Aos mais dificilmente impressionáveis pela magnitude do organograma o relatório esclarece que “este modelo de governo societário assume os valores da eficácia, simplicidade, transparência e rigor como seus pilares básicos e confere à PT uma estrutura adequada às particularidades e necessidades da Empresa e que é positivamente acolhida pelo mercado”. Esclarecidos.
E aos que, ainda assim, duvidam das boas intenções e elevados padrões da conduta das largas dezenas de administradores e quadros superiores pagos a peso de ouro que desfilam em todo o documento, o Código de Ética desfaz ambiguidades.
Das obrigações básicas constam, por exemplo, a “proteção dos interesses e direitos de todos os acionistas e na salvaguarda e valorização dos bens da propriedade das empresas que integram o Grupo PT”. Como se tem visto, a empresa nos últimos meses só tem valorizado, em defesa dos interesses de todos os accionistas.
Podemos também ficar com a “garantia do princípio da responsabilidade dos colaboradores do Grupo PT pela forma como exercem as respetivas funções”. Como se provou com a conduta de todos os que decidiram enterrar dinheiro na Rioforte.
É também assegurada a “observância institucional e individual de elevados padrões de integridade, lealdade e honestidade, tanto nas relações com os investidores, clientes e entidades reguladoras, como nas relações interpessoais entre os colaboradores do Grupo PT”. A lealdade não pode ser senão uma referência à relação entre Zeinal Bava e Henrique Granadeiro. E a integridade e honestidade foram bem atestadas por aqueles que, entre outras coisas, proibiram há dias a auditora externa de revelar responsabilidades individuais do empréstimo ao GES, a cereja que faltava em cima do bolo.
Tantas árvores mortas para imprimir e distribuir estas 121 páginas de regras de fachada.
Parece óbvio que este não era um caso de política. Mas pode ser um caso de polícia. Se alguma intervenção se pede ao Estado ela só pode ser a dos reguladores e dos órgãos de justiça criminal. Por algum motivo a CMVM quer saber quem recebeu prémios a propósito deste negócio.

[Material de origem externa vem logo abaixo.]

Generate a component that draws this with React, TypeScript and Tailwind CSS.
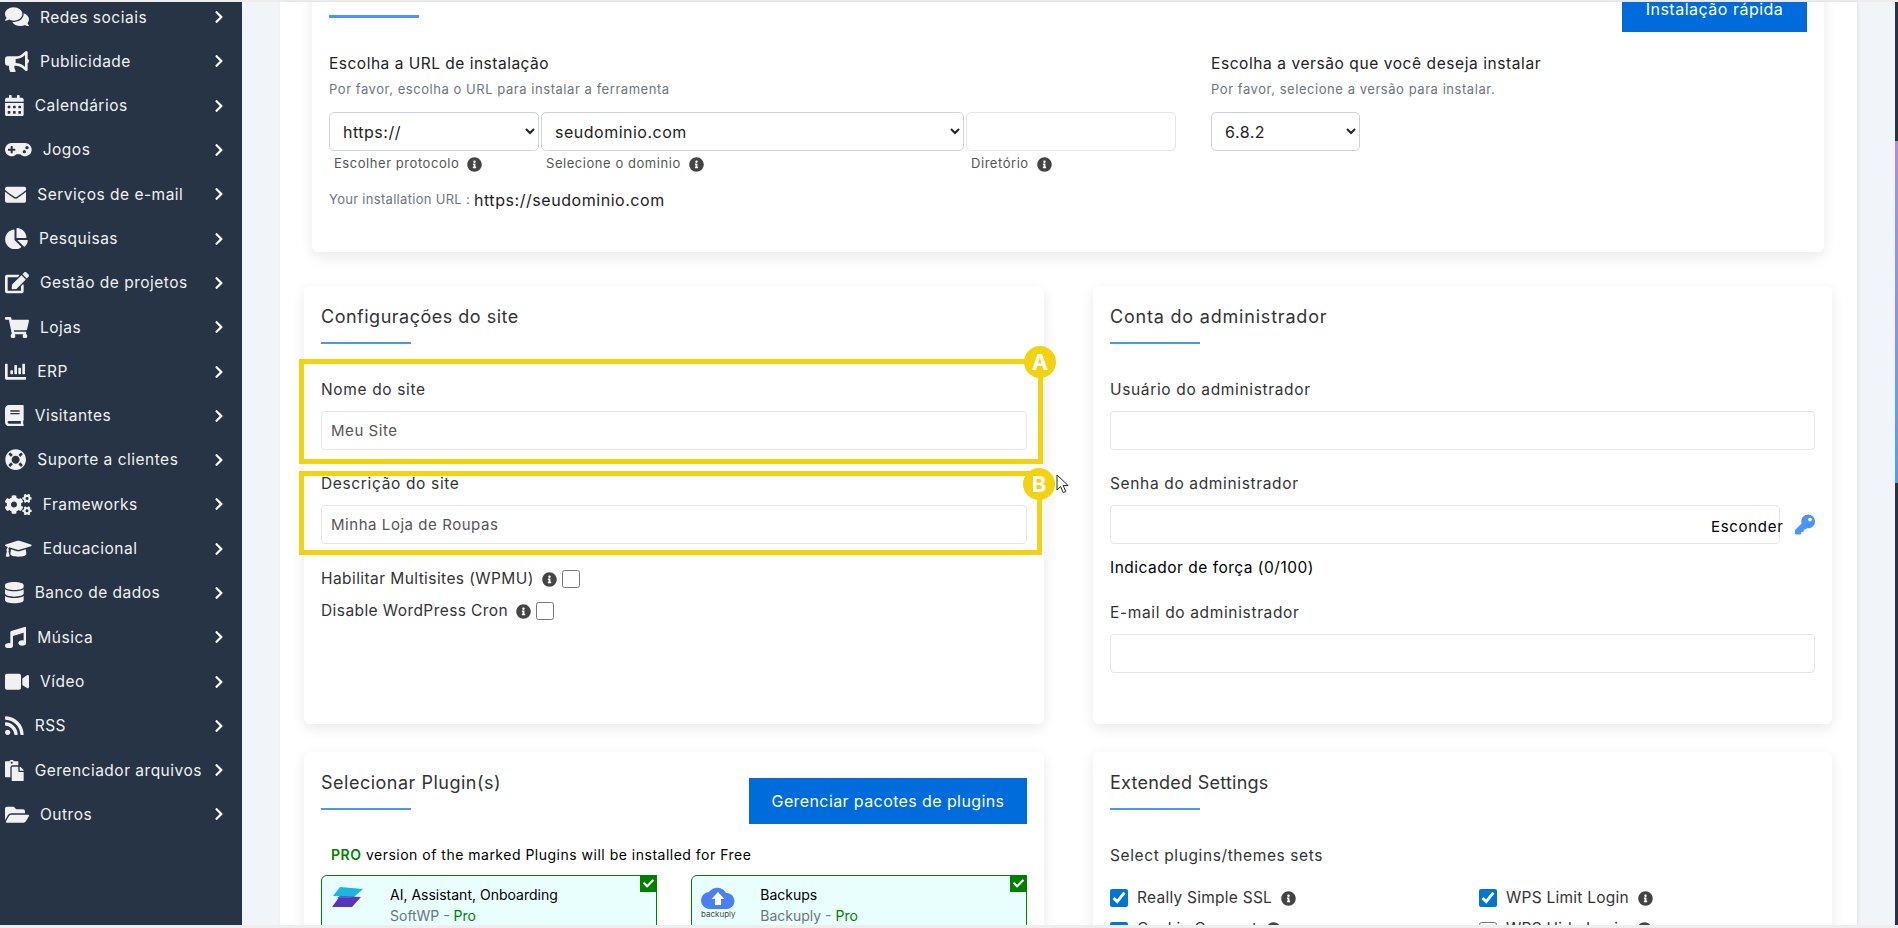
import React from "react";
import {
  FaComments, FaBullhorn, FaCalendarAlt, FaGamepad, FaEnvelope, FaChartPie, FaEdit, FaShoppingCart,
  FaChartBar, FaBook, FaLifeRing, FaCogs, FaGraduationCap, FaDatabase, FaMusic, FaVideo, FaRss, FaPaste,
  FaFolderOpen, FaChevronRight, FaInfoCircle, FaKey, FaCheck,
} from "react-icons/fa";

const menu = [
  { t: "Redes sociais", I: FaComments, w: "w-[24px]" },
  { t: "Publicidade", I: FaBullhorn, w: "w-[24px]" },
  { t: "Calendários", I: FaCalendarAlt, w: "w-[18.7px]" },
  { t: "Jogos", I: FaGamepad, w: "w-[26.7px]" },
  { t: "Serviços de e-mail", I: FaEnvelope, w: "w-[21.3px]" },
  { t: "Pesquisas", I: FaChartPie, w: "w-[23px]" },
  { t: "Gestão de projetos", I: FaEdit, w: "w-[24px]" },
  { t: "Lojas", I: FaShoppingCart, w: "w-[24px]" },
  { t: "ERP", I: FaChartBar, w: "w-[21.3px]" },
  { t: "Visitantes", I: FaBook, w: "w-[18.7px]" },
  { t: "Suporte a clientes", I: FaLifeRing, w: "w-[21.3px]" },
  { t: "Frameworks", I: FaCogs, w: "w-[26.7px]" },
  { t: "Educacional", I: FaGraduationCap, w: "w-[26.7px]" },
  { t: "Banco de dados", I: FaDatabase, w: "w-[18.7px]" },
  { t: "Música", I: FaMusic, w: "w-[21.3px]" },
  { t: "Vídeo", I: FaVideo, w: "w-[24px]" },
  { t: "RSS", I: FaRss, w: "w-[18.7px]" },
  { t: "Gerenciador arquivos", I: FaPaste, w: "w-[18.7px]" },
  { t: "Outros", I: FaFolderOpen, w: "w-[24px]" },
];

function Info({ className = "" }: { className?: string }) {
  return <FaInfoCircle className={"w-[15px] h-[15px] text-[#444444] shrink-0 " + className} />;
}

function Rule({ className = "" }: { className?: string }) {
  return <div className={"w-[90px] h-[2px] bg-[#4a94fa] " + className} />;
}

function Field({ label, value = "", top }: { label: string; value?: string; top: string }) {
  return (
    <div className={top}>
      <div className="h-[24px] leading-[26px] text-[15.5px] tracking-[0.65px] text-[#333333]">{label}</div>
      <input
        readOnly
        value={value}
        className="mt-[10px] block w-full h-[39px] rounded-[4px] border border-[#e3e5e8] bg-white px-[9px] text-[15px] tracking-[0.55px] text-[#555555] outline-none"
      />
    </div>
  );
}

function Check({ on = false }: { on?: boolean }) {
  return (
    <input
      type="checkbox"
      readOnly
      checked={on}
      className="w-[18px] h-[18px] m-0 shrink-0 accent-[#0075d6]"
    />
  );
}

function Badge({ children, className }: { children: string; className: string }) {
  return (
    <div className={"absolute w-[32px] h-[32px] rounded-full bg-[#f2d211] flex items-center justify-center text-white font-bold text-[22px] leading-none " + className}>
      {children}
    </div>
  );
}

function PluginCard({ title, by, logo }: { title: string; by: string; logo: React.ReactNode }) {
  return (
    <div className="relative w-[336px] h-[90px] rounded-[6px] border border-[#008000] bg-[#e8fffd] flex">
      <div className="w-[68px] shrink-0">{logo}</div>
      <div className="pt-[9px]">
        <div className="h-[21px] leading-[20px] text-[14px] text-black">{title}</div>
        <div className="h-[20px] leading-[20px] text-[14px] text-[#6c757d]">
          {by} - <span className="text-[#008000]">Pro</span>
        </div>
      </div>
      <div className="absolute right-[-1px] top-[-1px] w-[17px] h-[17px] bg-[#008000] flex items-center justify-center">
        <FaCheck className="w-[11px] h-[11px] text-white" />
      </div>
    </div>
  );
}

export default function App() {
  return (
    <div className="w-[1898px] h-[928px] overflow-hidden flex flex-col bg-[#f1f5f9] font-[Inter,sans-serif]">
      <div className="h-[2px] shrink-0 bg-[#eeeeee]" />
      <div className="flex flex-1 min-h-0">
        {/* Sidebar */}
        <aside className="w-[242px] shrink-0 bg-[#263445] overflow-hidden">
          <div className="mt-[-7px]">
            {menu.map(({ t, I, w }) => (
              <div key={t} className="h-[44.31px] flex items-center pl-[5px] text-[#f1f1f1]">
                <I className={w + " h-[21.33px] shrink-0"} />
                <span className="ml-[11px] text-[15.5px] tracking-[0.5px] whitespace-nowrap">{t}</span>
                <FaChevronRight className="absolute left-[214px] w-[10px] h-[14px] text-white" />
              </div>
            ))}
          </div>
        </aside>

        {/* Main */}
        <main className="ml-[38px] w-[1577px] shrink-0 bg-white overflow-hidden shadow-[1px_0_3px_rgba(0,0,0,0.08)]">
          {/* Install card */}
          <section className="mt-[-20px] ml-[32px] w-[1512px] h-[270px] rounded-[6px] bg-white pl-[17px] pr-[17px] shadow-[0_6px_14px_rgba(0,0,0,0.08)]">
            <div className="h-[50px] flex justify-between items-end">
              <Rule className="mb-[14px] h-[3px]" />
              <button className="w-[185px] h-[46px] bg-[#006bdb] text-white text-[16px] tracking-[0.5px]">Instalação rápida</button>
            </div>
            <div className="flex">
              <div className="w-[882px] shrink-0">
                <div className="mt-[19px] h-[24px] leading-[26px] text-[15.5px] tracking-[0.5px] text-[#222222]">Escolha a URL de instalação</div>
                <div className="mt-[4px] h-[20px] leading-[20px] text-[13px] tracking-[0.55px] text-[#6c757d]">Por favor, escolha o URL para instalar a ferramenta</div>
                <div className="mt-[13px] flex gap-[2px]">
                  <div className="w-[210px]">
                    <select className="w-full h-[39px] rounded-[5px] border border-[#cdd2da] bg-white pl-[9px] text-[16px] tracking-[0.5px] text-[#222222]">
                      <option>https://</option>
                    </select>
                    <div className="mt-[3px] pl-[5px] h-[20px] flex items-center gap-[8px] text-[13px] tracking-[0.55px] text-[#555555]">Escolher protocolo <Info /></div>
                  </div>
                  <div className="w-[423px]">
                    <select className="w-full h-[39px] rounded-[5px] border border-[#cdd2da] bg-white pl-[9px] text-[16px] tracking-[0.5px] text-[#222222]">
                      <option>seudominio.com</option>
                    </select>
                    <div className="mt-[3px] pl-[5px] h-[20px] flex items-center gap-[8px] text-[13px] tracking-[0.55px] text-[#555555]">Selecione o dominio <Info /></div>
                  </div>
                  <div className="w-[210px]">
                    <input readOnly className="block w-full h-[39px] rounded-[5px] border border-[#e3e5e8] bg-white" />
                    <div className="mt-[3px] pl-[5px] h-[20px] flex items-center gap-[8px] text-[13px] tracking-[0.55px] text-[#555555]">Diretório <Info /></div>
                  </div>
                </div>
                <div className="mt-[14px] h-[24px] flex items-center text-[13px] tracking-[0.3px] text-[#6c757d]">
                  Your installation URL :&nbsp;<span className="text-[16px] tracking-[0.55px] text-[#222222]">https://seudominio.com</span>
                </div>
              </div>
              <div>
                <div className="mt-[19px] h-[24px] leading-[26px] text-[15.5px] tracking-[0.58px] text-[#222222]">Escolha a versão que você deseja instalar</div>
                <div className="mt-[4px] h-[20px] leading-[20px] text-[13px] tracking-[0.55px] text-[#6c757d]">Por favor, selecione a versão para instalar.</div>
                <select className="mt-[13px] block w-[149px] h-[39px] rounded-[5px] border border-[#cdd2da] bg-white pl-[9px] text-[16px] tracking-[0.5px] text-[#222222]">
                  <option>6.8.2</option>
                </select>
              </div>
            </div>
          </section>

          {/* Site + admin */}
          <div className="mt-[34px] ml-[24px] flex gap-[49px]">
            <section className="relative w-[740px] h-[438px] shrink-0 rounded-[6px] bg-white pt-[17px] pl-[17px] pr-[17px] shadow-[0_4px_14px_rgba(0,0,0,0.09)]">
              <h2 className="h-[28px] leading-[28px] text-[18px] tracking-[0.5px] text-[#333333]">Configurações do site</h2>
              <Rule className="mt-[11px]" />
              <Field top="mt-[33px]" label="Nome do site" value="Meu Site" />
              <Field top="mt-[21px]" label="Descrição do site" value="Minha Loja de Roupas" />
              <div className="mt-[23px] h-[24px] flex items-center text-[15.5px] tracking-[0.42px] text-[#333333]">
                Habilitar Multisites (WPMU)<Info className="ml-[8px] mr-[5px]" /><Check />
              </div>
              <div className="mt-[8px] h-[24px] flex items-center text-[15.5px] tracking-[0.42px] text-[#333333]">
                Disable WordPress Cron<Info className="ml-[8px] mr-[5px]" /><Check />
              </div>

              {/* Annotation boxes */}
              <div className="absolute left-[-5px] top-[73px] w-[744px] h-[105px] border-[5px] border-[#f2d211]" />
              <div className="absolute left-[-5px] top-[185px] w-[743px] h-[84px] border-[5px] border-[#f2d211]" />
              <Badge className="left-[720px] top-[60px]">A</Badge>
              <Badge className="left-[719px] top-[182px]">B</Badge>
              <svg className="absolute left-[752px] top-[188px] w-[13px] h-[20px]" viewBox="0 0 13 20">
                <path d="M1 1v15l3.6-3.4 2.6 6 2.6-1.1-2.6-5.9h5z" fill="#ffffff" stroke="#222222" strokeWidth="1" />
              </svg>
            </section>

            <section className="w-[739px] h-[438px] shrink-0 rounded-[6px] bg-white pt-[17px] pl-[17px] pr-[17px] shadow-[0_4px_14px_rgba(0,0,0,0.09)]">
              <h2 className="h-[28px] leading-[28px] text-[18px] tracking-[0.8px] text-[#333333]">Conta do administrador</h2>
              <Rule className="mt-[11px]" />
              <Field top="mt-[33px]" label="Usuário do administrador" />
              <div className="mt-[21px] h-[24px] leading-[26px] text-[15.5px] tracking-[0.65px] text-[#333333]">Senha do administrador</div>
              <div className="relative mt-[10px] h-[39px]">
                <input readOnly className="block w-[670px] h-[39px] rounded-[4px] border border-[#e3e5e8] bg-white" />
                <span className="absolute left-[601px] top-[10px] h-[24px] leading-[24px] text-[15px] tracking-[0.7px] text-black whitespace-nowrap">Esconder</span>
                <FaKey className="absolute left-[685px] top-[9px] w-[20px] h-[21px] text-[#4a94fa]" />
              </div>
              <div className="mt-[10px] h-[24px] leading-[27px] text-[15.5px] tracking-[0.5px] font-normal text-black">Indicador de força (0/100)</div>
              <Field top="mt-[22px]" label="E-mail do administrador" />
            </section>
          </div>

          {/* Plugins + extended */}
          <div className="mt-[28px] ml-[24px] flex gap-[49px]">
            <section className="w-[740px] h-[300px] shrink-0 rounded-[6px] bg-white pt-[17px] pl-[17px] pr-[17px] shadow-[0_4px_14px_rgba(0,0,0,0.09)]">
              <div className="flex justify-between h-[73px]">
                <div>
                  <h2 className="h-[28px] leading-[28px] text-[18px] tracking-[0.5px] text-[#333333]">Selecionar Plugin(s)</h2>
                  <Rule className="mt-[11px]" />
                </div>
                <button className="mt-[9px] w-[278px] h-[46px] bg-[#006bdb] text-white text-[16px] tracking-[0.4px]">Gerenciar pacotes de plugins</button>
              </div>
              <div className="pl-[10px] h-[24px] leading-[25px] text-[14px] tracking-[0.5px] text-black">
                <span className="text-[#008000] font-semibold">PRO</span> version of the marked Plugins will be installed for Free
              </div>
              <div className="mt-[9px] flex gap-[34.5px]">
                <PluginCard
                  title="AI, Assistant, Onboarding"
                  by="SoftWP"
                  logo={
                    <svg className="mt-[11px] ml-[10px] w-[32px] h-[22px]" viewBox="0 0 32 22">
                      <path d="M8 0 31 2 22 10 1 9z" fill="#1eb4e0" />
                      <path d="M8 9 29 10 20 20 0 20z" fill="#5a33bf" />
                      <path d="M8 9 22 10 18 11 5 11z" fill="#3c6fd0" />
                    </svg>
                  }
                />
                <PluginCard
                  title="Backups"
                  by="Backuply"
                  logo={
                    <div className="mt-[11px] ml-[9px] w-[34px] flex flex-col items-center">
                      <svg className="w-[34px] h-[22px]" viewBox="0 0 34 22">
                        <path d="M9 22a8.5 8.5 0 0 1-1-17A10 10 0 0 1 25 6a8 8 0 0 1 1 16z" fill="#4a7ff5" />
                        <path d="M17 5l6.5 7H20v6h-6v-6h-3.500z" fill="#ffffff" />
                      </svg>
                      <span className="text-[8px] leading-[10px] text-[#444444]">backuply</span>
                    </div>
                  }
                />
              </div>
            </section>

            <section className="w-[739px] h-[300px] shrink-0 rounded-[6px] bg-white pt-[17px] pl-[17px] pr-[17px] shadow-[0_4px_14px_rgba(0,0,0,0.09)]">
              <h2 className="h-[28px] leading-[28px] text-[18px] tracking-[0.25px] text-[#333333]">Extended Settings</h2>
              <Rule className="mt-[11px]" />
              <div className="mt-[33px] h-[24px] leading-[25px] text-[15.5px] tracking-[0.6px] text-[#333333]">Select plugins/themes sets</div>
              <div className="mt-[20px] grid grid-cols-[369px_1fr] gap-y-[11px] text-[15.5px] tracking-[0.25px] text-[#333333]">
                <div className="h-[22px] flex items-center gap-[9px]"><Check on />Really Simple SSL<Info /></div>
                <div className="h-[22px] flex items-center gap-[9px]"><Check on />WPS Limit Login<Info /></div>
                <div className="h-[22px] flex items-center gap-[9px]">
                  <Check on />
                  <span className="mb-[4px] whitespace-nowrap">Cookie Consent</span>
                  <Info className="mb-[4px]" />
                </div>
                <div className="h-[22px] flex items-center gap-[9px]">
                  <Check />
                  <span className="mb-[4px] whitespace-nowrap">WPS Hide Login</span>
                  <Info className="mb-[4px]" />
                </div>
              </div>
            </section>
          </div>
        </main>

        {/* Scroll strip */}
        <div className="ml-[38px] w-[3px] shrink-0 flex flex-col bg-[#263445]">
          <div className="h-[139px] shrink-0" />
          <div className="h-[342px] shrink-0 bg-gradient-to-b from-[#a78bfa] to-[#4a9dff]" />
        </div>
      </div>
      <div className="h-[3px] shrink-0 bg-[#eeeeee]" />
    </div>
  );
}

2. Poucos esperariam que o Banco Central Europeu fizesse prova da sua independência afrontando a vontade da Alemanha, mas foi isso que aconteceu esta quinta-feira com a histórica decisão de compra de dívida pública dos Estados. Ao longo de cada um dos próximos 19 meses o BCE vai injectar na economia da zona euro qualquer coisa como 60 mil milhões de euros – o equivalente a um PIB português a cada trimestre. O objectivo é impedir que os preços caiam de forma sistémica, fugindo da armadilha da deflação. Para isso vão ser libertados recursos do balanços dos bancos, esperando que isso sirva para estimular o consumo e o investimento.
O risco é o de sempre: que os governos, sempre à espreita de oportunidades para relaxar, abram também os cordões da despesa pública. Para Portugal, esta é a segunda ameaça para a derrapagem das contas do Estado. A primeira é o sempre perigoso calendário eleitoral. Sabemos por experiência passada que a festa da democracia descamba com facilidade para uma orgia despesista.
* Este texto foi corrigido, anotando-se que o documento referido está mesmo no site da PT, ao contrário do que aqui foi dito inicialmente. Ficam as devidas desculpas.